The Bernoulli distribution is the result of a single coin toss. It is one trial of a binomial distribution. I don’t immediately think of a single trial as a “distribution” but there are two discrete possible values, which are 0 (tails/false) and 1 (heads/true). In the case of an unbiased coin, the probability that the toss will result in a heads is the same probability that it will be a tails, 0.5. Hence, the height of the bars in the graph below are the same.

f, ax1 = plt.subplots(1,1)
n = 1   # a trial of one in a binomial distribution is the same as Bernoulli
b = 0.5
x = np.arange(0, 2)
dist = binom(n, b)
ax1.bar(x, dist.pmf(x), color='gray')
ax1.set_title('Probability of 0.5');


Finding the mean

Seen this way, it is intuitive to understand that its mean or expected value (0.5) is also equal to the probability of being heads. To help us understand when probabilities would not be 0.5, we can also see how we’d arrive at this answer when using the formula for average. While the common equation for average involves summing a list of numbers and dividing by the length of those numbers, there’s also the approach of using relative frequencies to determine the mean.

In this case, our relative frequencies would be 0.5 for both 1 and 0.

E(X) = Pr(X=1) x 1 + Pr(X=0) x 0

We know that both Pr(X=1) and Pr(X=0) is 0.5:
E(X) = 0.5 x 1 + 0.5 x 0

E(X) = 0.5

In the end, we just have the generic formula E(X) = p

Finding the variance

Determining the variance for Bernoulli seems a little less intuitive, but we can use our basic understanding of variance in other contexts to help explain.

If I were asked to calculate variance for a set of values, I would take the squared distance from the mean of each number, then divide by n (the size of that set). We can use the same application of probabilities (relative frequencies) as we did for mean when calculating variance. Note that the distances are simply 1 minus the mean in the first term and 0 minus the mean in the second.

Var(X) = Pr(X=1) x (1 - E(X))^2 + Pr(X=0) x (0 - E(X))^2

I like the idea of relating it back to the equation of variance I mentioned above, because it reminds me that the probabilities are not being squared. (When one calculates variance from a list of numbers, only the terms in the denominator are squared).

From our example above, we simply plug in the probabilities and expected values.

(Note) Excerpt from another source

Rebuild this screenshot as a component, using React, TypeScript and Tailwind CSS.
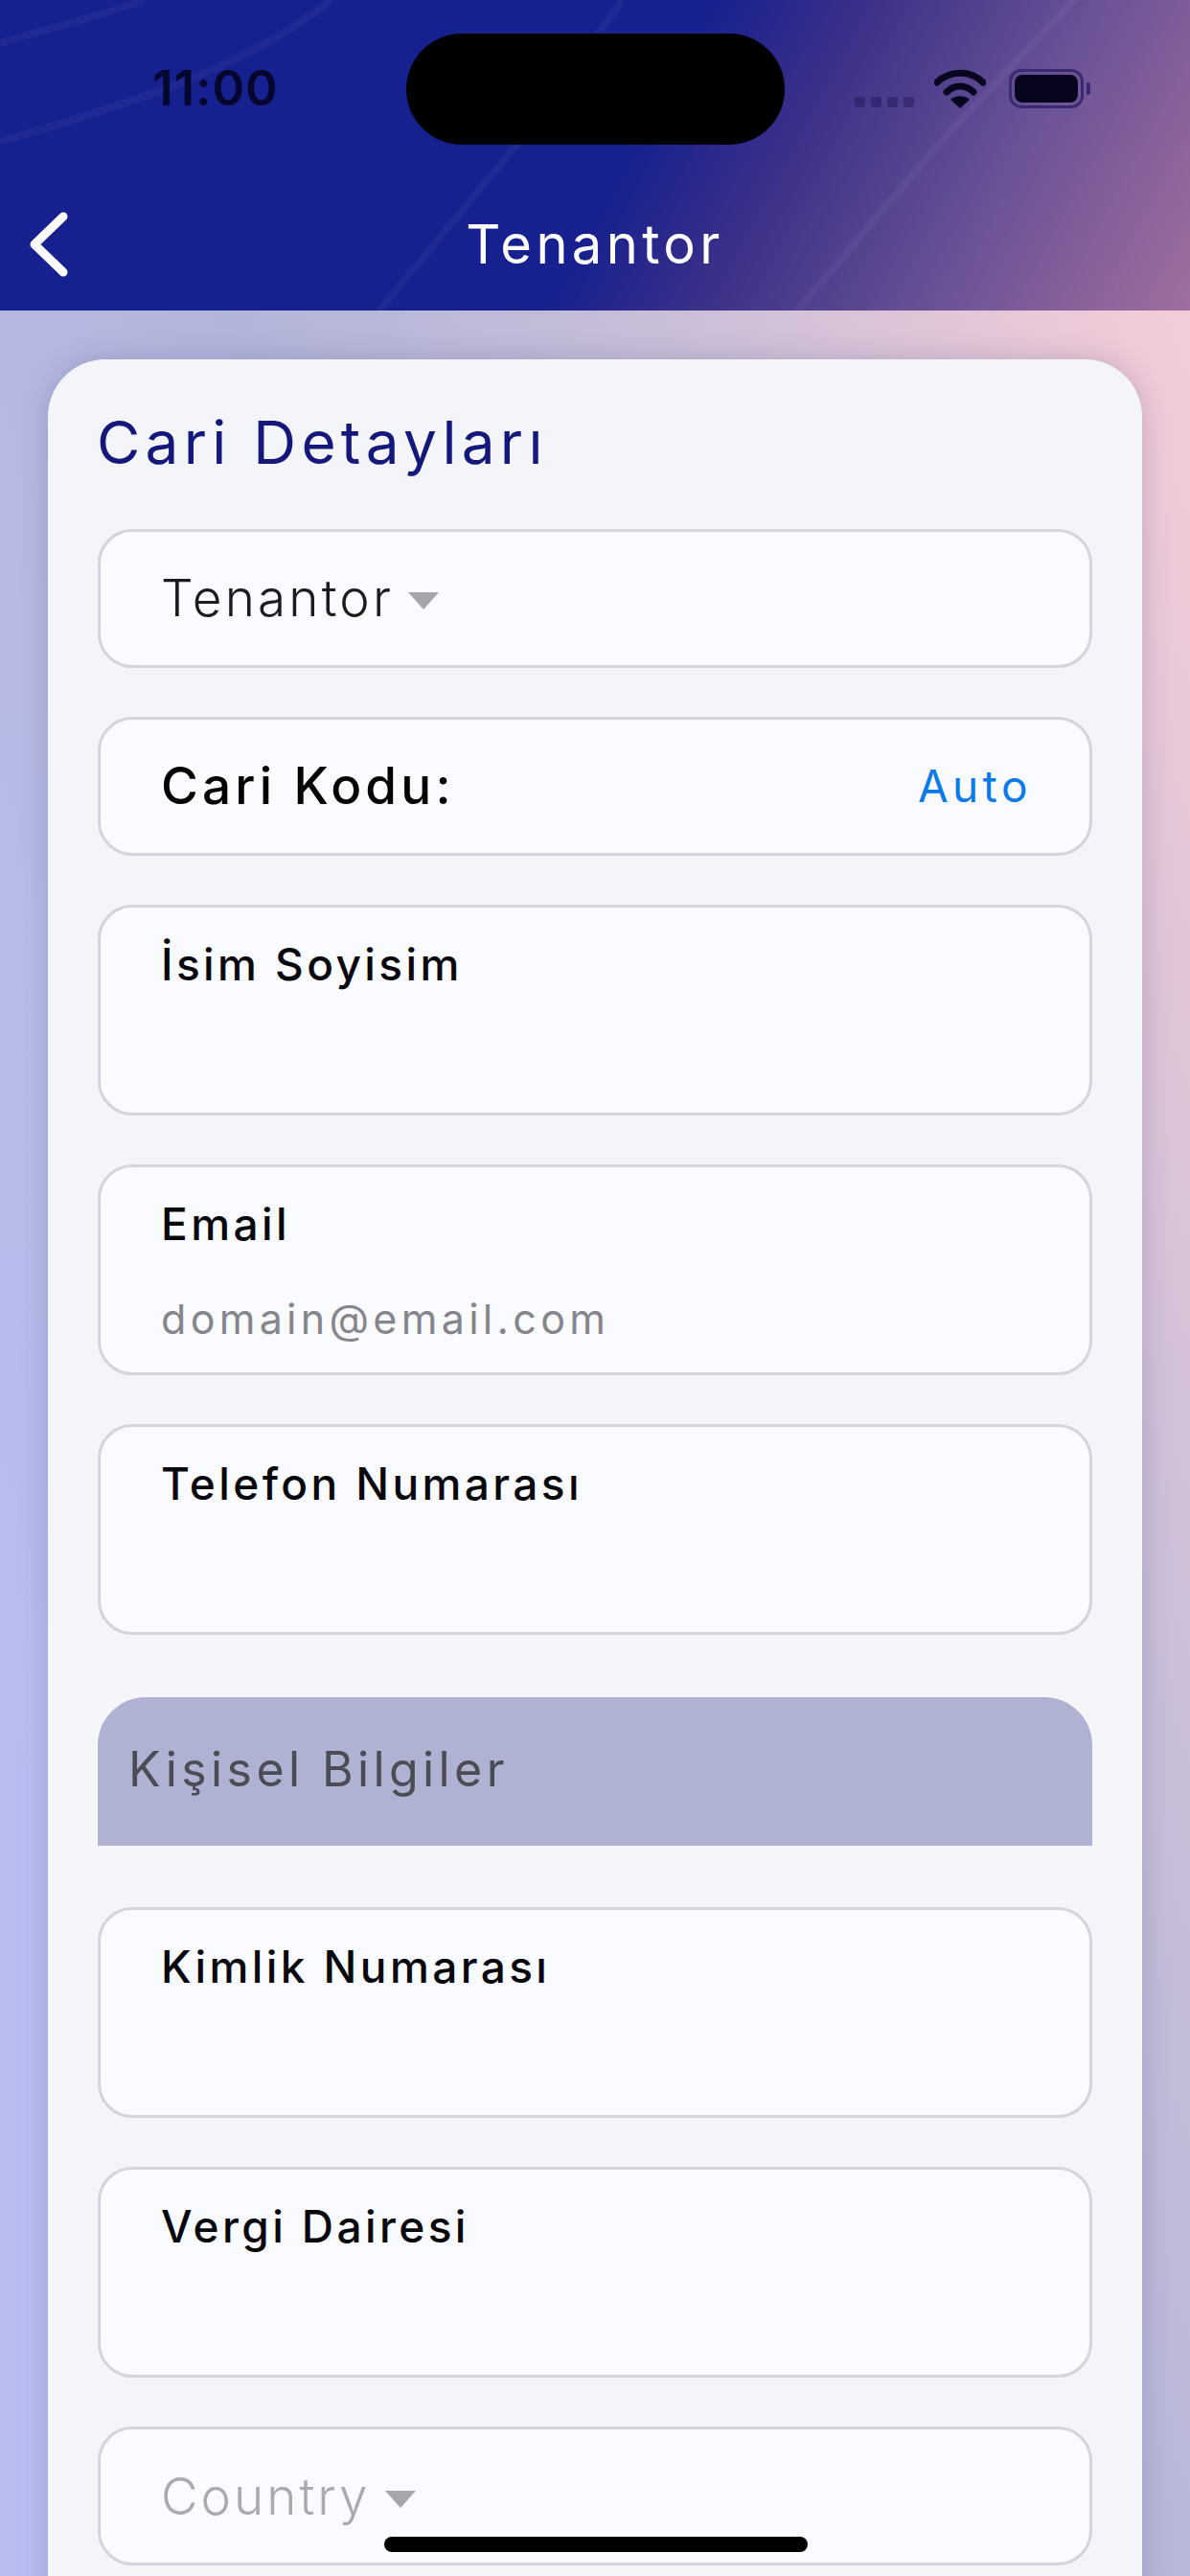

Var(X) = 0.5 x (1 - 0.5)^2 + 0.5 x (0 - 0.5)^2
Var(X) = 0.5 x (0.5)^2 + 0.5 x (-0.5)^2
Var(X) = 0.5 x (0.25) + 0.5 x (0.25)
Var(X) = 0.25

While not immediately obvious, this answer also has the generic formula of:

Var(X) = p x q where q = 1-p.

A case with a biased coin

Now let’s imagine a case where we have a weighted coin, where heads is more likely to appear 60% of the time.

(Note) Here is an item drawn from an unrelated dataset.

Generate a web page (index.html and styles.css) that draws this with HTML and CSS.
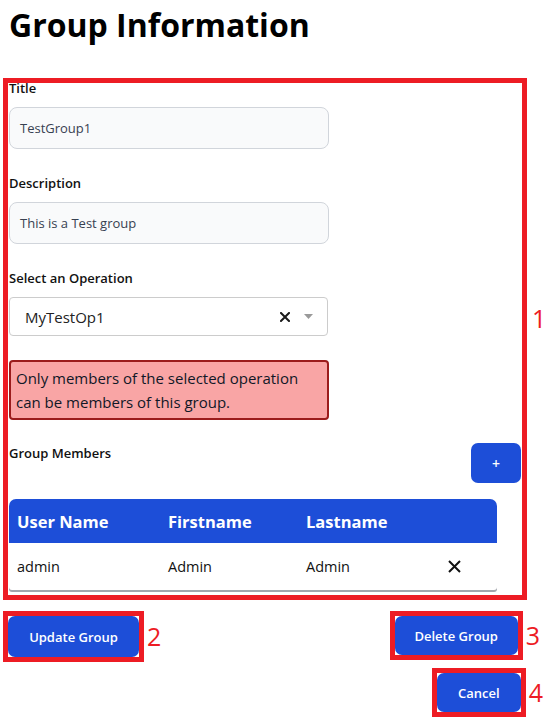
FILE: index.html
```html
<!DOCTYPE html>
<html lang="en">
<head>
<meta charset="utf-8">
<title>Group Information</title>
<link rel="stylesheet" href="styles.css">
</head>
<body>
<div class="page">
  <h1 class="page-title">Group Information</h1>

  <div class="mark mark-main">
    <span class="mark-num mark-num-main">1</span>
    <form class="form">
      <div class="field">
        <label class="field-label">Title</label>
        <div class="input">TestGroup1</div>
      </div>
      <div class="field">
        <label class="field-label">Description</label>
        <div class="input">This is a Test group</div>
      </div>
      <div class="field">
        <label class="field-label">Select an Operation</label>
        <div class="select">
          <span class="select-value">MyTestOp1</span>
          <span class="select-indicators">
            <svg class="select-clear" width="10" height="10" viewBox="0 0 10 10"><path d="M1 1L9 9M9 1L1 9" stroke="#1a1a1a" stroke-width="2" stroke-linecap="square"/></svg>
            <svg class="select-caret" width="9" height="5" viewBox="0 0 9 5"><path d="M0 0H9L4.5 5Z" fill="#9a9a9a"/></svg>
          </span>
        </div>
      </div>
      <div class="alert">Only members of the selected operation<br>can be members of this group.</div>
      <div class="members-head">
        <span class="field-label">Group Members</span>
        <button type="button" class="btn btn-add">+</button>
      </div>
      <div class="table">
        <div class="table-row table-head">
          <span>User Name</span><span>Firstname</span><span>Lastname</span><span></span>
        </div>
        <div class="table-row table-body">
          <span>admin</span><span>Admin</span><span>Admin</span>
          <span class="remove"><svg width="13" height="13" viewBox="0 0 13 13"><path d="M1 1L12 12M12 1L1 12" stroke="#111" stroke-width="2"/></svg></span>
        </div>
      </div>
    </form>
  </div>

  <div class="actions">
    <div class="mark-wrap">
      <div class="mark"><button type="button" class="btn btn-update">Update Group</button></div>
      <span class="mark-num">2</span>
    </div>
    <div class="mark-wrap">
      <div class="mark"><button type="button" class="btn btn-delete">Delete Group</button></div>
      <span class="mark-num">3</span>
    </div>
  </div>
  <div class="actions actions-end">
    <div class="mark-wrap">
      <div class="mark mark-cancel"><button type="button" class="btn btn-cancel">Cancel</button></div>
      <span class="mark-num">4</span>
    </div>
  </div>
</div>
</body>
</html>
```
FILE: styles.css
```css
* { box-sizing: border-box; }
html, body { margin: 0; padding: 0; background: #fff; }
body {
  font-family: "Open Sans", "Noto Sans", "DejaVu Sans", sans-serif;
  color: #000;
}
.page { padding: 0 7px 0 3px; width: 550px; }

.page-title {
  margin: 0 0 0 6px;
  padding-top: 3px;
  font-size: 32px;
  line-height: 44px;
  font-weight: 700;
  height: 78px;
}

.mark {
  border: 5px solid #ed1c24;
  position: relative;
}
.mark-main { width: 524px; height: 522px; }
.mark-num {
  color: #ed1c24;
  font-size: 25px;
  line-height: 25px;
}
.mark-num-main {
  position: absolute;
  left: 524px;
  top: 223px;
}

.form { margin: -5px 0 0 1px; }
.field { margin-bottom: 24px; }
.field-label {
  display: block;
  font-size: 13px;
  font-weight: 600;
  line-height: 20px;
  margin-bottom: 9px;
  color: #111;
}
.input {
  width: 320px;
  height: 42px;
  border: 1px solid #d1d5db;
  border-radius: 8px;
  background: #f9fafb;
  padding: 0 10px;
  display: flex;
  align-items: center;
  font-size: 13px;
  color: #374151;
}
.select {
  width: 319px;
  height: 39px;
  border: 1px solid #cccccc;
  border-radius: 4px;
  background: #fff;
  display: flex;
  align-items: center;
  justify-content: space-between;
  padding: 0 14px 0 15px;
}
.select-value { font-size: 15px; color: #222; }
.select-indicators { display: flex; align-items: center; gap: 14px; }
.select-clear { display: block; }
.select-caret { display: block; }

.alert {
  width: 320px;
  background: #f9a5a5;
  border: 2px solid #9b1c1c;
  border-radius: 4px;
  padding: 4px 4px 4px 5px;
  font-size: 15px;
  line-height: 24px;
  color: #111827;
  margin-bottom: 23px;
}

.members-head {
  display: flex;
  justify-content: space-between;
  align-items: flex-start;
  margin-bottom: 16px;
}
.members-head .field-label { margin: 0; }

.btn {
  border: none;
  background: #1d4ed8;
  color: #fff;
  font-family: inherit;
  font-weight: 600;
  font-size: 13px;
  border-radius: 7px;
  cursor: pointer;
  padding: 0;
  display: block;
}
.btn-add { width: 50px; height: 40px; font-size: 14px; margin-right: 1px; }

.table {
  width: 488px;
  border-radius: 7px 7px 3px 3px;
  box-shadow: 0 2px 0 #a2a5ac;
}
.table-row {
  display: grid;
  grid-template-columns: 151px 138px 142px 57px;
  align-items: center;
}
.table-row span { padding-left: 8px; }
.table-head {
  background: #1d4ed8;
  color: #fff;
  font-weight: 700;
  font-size: 16.5px;
  height: 44px;
  border-radius: 7px 7px 0 0;
}
.table-body {
  height: 47px;
  font-size: 14.5px;
  color: #111;
}
.remove svg { display: block; }

.actions {
  display: flex;
  justify-content: space-between;
  align-items: flex-start;
  margin-top: 11px;
  padding-right: 3px;
}
.actions-end { justify-content: flex-end; margin-top: 6px; padding-right: 0; }
.mark-wrap { display: flex; align-items: center; gap: 3px; }

.btn-update { width: 131px; height: 41px; }
.btn-delete { width: 123px; height: 39px; }
.btn-cancel { width: 84px; height: 39px; }
```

f, ax1 = plt.subplots(1,1)
n = 1
b = 0.60
x = np.arange(0, 2)
dist = binom(n, b)
ax1.bar(x, dist.pmf(x), color='gray')
ax1.set_title('Probability of 0.60');


One incorrect line of thought is to assume that the mean is in between the heights of the bars. But remember that the y-axis is the probability and the mean is somewhere on the x-axis. And using what we already know about a Bernoulli distribution, the mean or expected value simply takes on the probability p, commonly associated with the probability of our coin flip resulting in heads/1/true.

E(X) = 0.6

To determine variance, we can jump straight to our formula: Var(X) = p x q Var(X) = 0.6 x 0.4 = 0.24

But let’s pretend we forgot this formula and go back to our approach as we did with the probability being 0.5:

Var(X) = Pr(X=1) x (1 - E(X))^2 + Pr(X=0) x (0 - E(X))^2
Note how we have to be more thoughtful about what we plug in for our probabilities and E(X).

Var(X) = 0.6 x (1 - 0.6)^2 + 0.4 x (0 - 0.6)^2
Var(X) = 0.6 x (0.4)^2 + 0.4 x (-0.6)^2
Var(X) = 0.6 x (0.16) + 0.4 x (0.36)
Var(X) = 0.24

And we arrive at the same answer as our formula.

Understanding the relationship between probability and variance

You might notice that as we increased our probability from 0.5 to 0.6 between the two examples, the variance dropped a notch from 0.25 to 0.24. This prompts us to understand the relationship between p and Var(X). Let’s create a series from p=0 to p=1 with 0.1 step intervals and find the variance at each. We’ll use the formula Var(X) = p x q.

df = pd.DataFrame()
df['p'] = np.arange(0,1.1,0.1)
df['q'] = 1-np.arange(0,1.1,0.1)
df['Var'] = df['p']*df['q']
f, ax1 = plt.subplots()
ax1.scatter(x=df['p'], y=df['Var']);
ax1.set_xlabel('Probability of $X$=1');


We observe an interesting relationship where as p moves away from 0.5, the variance gets smaller. If we go back to the coin flip example, this is intuitive. In the most extreme case, when the probability of landing heads is 100%, there obviously wouldn’t be any variance since you will always get a 1.

An extension of this concept is in determining the amount of bias if it not known a priori. The more biased a coin is, the fewer flips it would take to be confident it is biased.